The UK does not want 'Hooters'. It is a retrograde step for a country dedicated to gender equality

Friday, 11 March 2011

Hooters and Bristol University Student Union - Part Three

Oh, there's more.

So unimpressed were we by the SU President's appalling tone and ignorant of these issues, that we raised the matter with the Board of Trustees at the Student Union, and submitted this statement - signed by a large number of people who collectively made up members of Bristol Fawcett, Bristol Feminist Network, Bristol University Feminist Society, lecturers at the Bristol University's Centre for Gender & Violence, and concerned individuals.

This is what we sent, in full:

Statement to trustees concerning the Student Union’s potential relationship with the Hooters breast-themed restaurant

Myself, and the people below, are very concerned about the potential relationship between societies and some media in the Bristol University Students’ Union and the Hooters breast-themed restaurant in Bristol.

We feel it is essential for the welfare of all students and members of the Union that Hooters is placed on the Union’s list of banned sponsors immediately, and that this matter is not deferred until the AGM in February.

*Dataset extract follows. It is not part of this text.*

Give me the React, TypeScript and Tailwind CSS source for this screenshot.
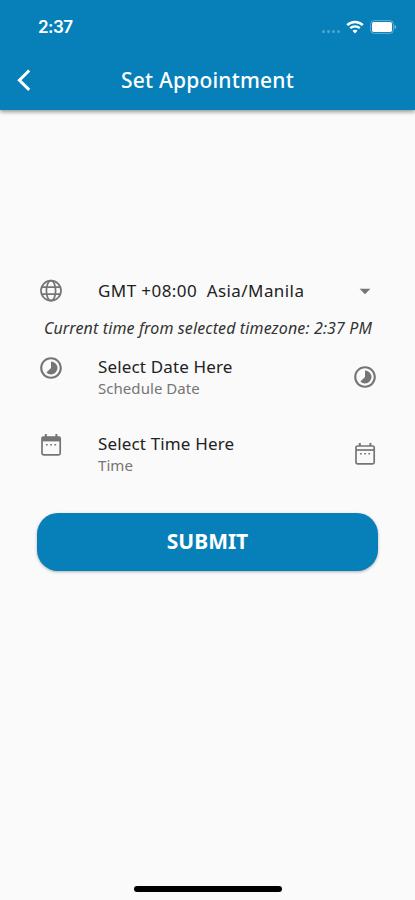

We have contacted the staff at ‘Epigram’, as well as [NAME OF SU PRESIDENT], [NAME OF SU MANAGER] and some other sabbaticals at the Union, regarding this, but unfortunately have not yet had a satisfactory response.

‘Epigram’ has recently printed a number of pieces (notably several in the October 25 issue), which are extremely concerning from a sexist point of view, and in turn shows an implied tolerance towards violence against women. While we acknowledge ‘Epigram’ is produced by unqualified students, we also feel ‘Epigram’ should be more aware of the potential influence it has on the entire student body at the university and must therefore be monitored more closely by those with more experience of legal and equality matters.

For instance, one of the columnists in the above issue of ‘Epigram’ states that anti-Hooters campaigners claim Hooters girls are "prostitutes", which is an unhelpful assertion – bordering on libelous; is based on no truth (I would be interested to see in which reputable source she saw this claim, as I've been following this issue very closely and have never heard anyone say this); and perpetuates myths among people who wish to believe feminists are NIMBYs. As such, the writer and editor are responsible for the accuracy of what they print.

Similarly, despite what [NAME OF SU PRESIDENT] has told me (for your information, I am a Bristol University postgraduate, an feminist activist, I have been involved with the Hooters situation since August, and am up-to-date with the academic evidence proving the link between sexual entertainment venues like Hooters and the ensuing clear links to violence against women)… it's not merely a "leap of logic", as [NAME OF SU PRESIDENT] says, for me to say that by ‘Epigram’ printing biased coverage of Hooters and pole dancing, the paper is endorsing violence against women. It is a fact.

For instance, studies this year by the American Psychological Association state:

• Pressure on women and girls to look and behave in certain ways negatively affects their self-esteem and their mental health.
• Gender inequality is reinforced, and hopes for a level playing field are dashed, when women are valued for their supposed sex appeal at the expense of their other attributes and qualities.
• After being exposed to images that sexually objectify women, men are significantly more accepting of sexual harassment, interpersonal violence, rape myths, and sex role stereotypes.

Further research by H Sweeting and P West shows how 33% of young women have mental health issues relating to the increased view of women as only and always sex objects, and Deborah Tolman has referred to the phenomena of young women's self objectification leading to anhedonia (an inability to experience pleasurable emotions from normally pleasurable events).

Professors at Bristol University's Centre for Gender and Violence Research can explain this better than I can, and have put their names to this statement. They are happy to be contacted for more information.

A panel discussion hosted by Bristol University on October 21 discussed how this research relates to the treatment of female staff at Hooters. The paper given by Dr Helen Mott is here:

To conclude, we feel it is imperative that the trustees of Bristol University Students’ Union consider the following matters with immediate effect:

That Hooters be placed on the banned list by the Union in terms of sponsorship of any club or society, and be banned from any advertising or promotions within the Union, for the reasons listed above.
That the Student Union revisit its equality policy. At present it is seven words long (!) and very open to manipulation. By doing so, the Union would avoid the need to address these issues in the future. That ‘Epigram’ staff, and staff of any Union media, be given instructions from the trustees about the Union’s zero tolerance towards any sexism or violence towards women or men, in order to avoid any future incidences like those which have unfortunately occurred this term.